Here's the important national story with a Florida angle that made page A2 of the Washington Post the other day: Florida Cat Mum on Alleged Abduction:
Mr. Kibbles must have special powers.
His benefactors say the black cat completed a journey that many suburbanites couldn't tackle without a map, navigating 15 miles of sprawl from the Everglades to his home in Coconut Creek, Fla. But that's not the end of it. The big question now is whether Mr. Kibbles can tell his tale.
It looks as though a South Florida judge thinks so.
Broward Circuit Court Judge Ginger Lerner-Wren has ordered Mr. Kibbles not to contact a couple accused of cat-napping him. That's right. No kitty calls. No kitty e-mails. Nothing.
There's lots more.
Here, meanwhile, is the Miami Herald's version of the story, April 29th:
A Broward County judge ruled this morning that a Fort Lauderdale firefighter and his fiancée are to have no contact with their neighbors — or their neighbor's cat, Mr. Kibbles.

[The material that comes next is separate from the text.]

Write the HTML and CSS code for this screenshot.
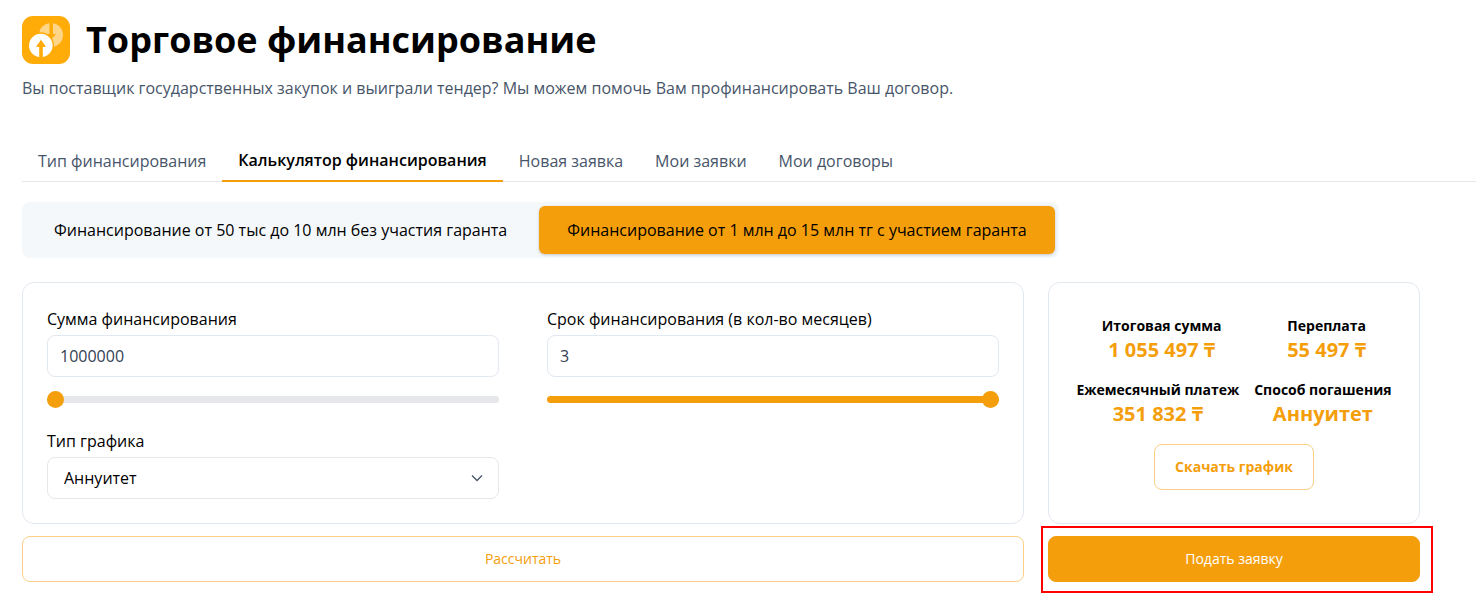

Circuit Judge Ginger Lerner-Wren made the order in a status hearing for Christopher Cortes, 32, and Iris Zukerman, 31, of Coconut Creek. They are charged with misdemeanor theft and animal cruelty.
Prosecutors claim the pair abducted Mr. Kibbles, a jet-black cat owned by Nancy Leonard, 47, who lives in Coconut Creek's Victoria Isles town house complex. A police report indicates that Cortes was angry about the cat's use of his new pickup truck as a litter box.
Cortes and Zukerman allegedly drove Mr. Kibbles about 15 miles west into the Everglades and dumped him there.
The cat found his way home about two weeks later.
The couple's attorney has said Cortes and Zukerman were trying to save the cat's life. They thought he was a stray and were afraid the neighborhood homeowners association would take him to be euthanized.
A jury will hear the case later this year. Lerner-Wren set another status hearing for 9:30 a.m. on Aug. 5.
A longer version appeared in the Broward edition on the 30th, and introduced the “Mr. Kibbles mum on gag order” aspect of the story..
In connection with this story you should be aware of Miles v. City Council of Augusta, Ga., 710 F.2d 1542, 1544 n.5 (11th Cir. 1983), which holds that a talking cat is not protected by the Bill of Rights. (In one of the high points of my career as an appellate litigator, I found an excuse to cite this footnote in a brief before the D.C. Court of Appeals.) Also of interest is the district court opinion, 551 F.Supp. 349 n.1 (S.D.Ga. 1982), in which the court disclosed an ex parte communication with the cat.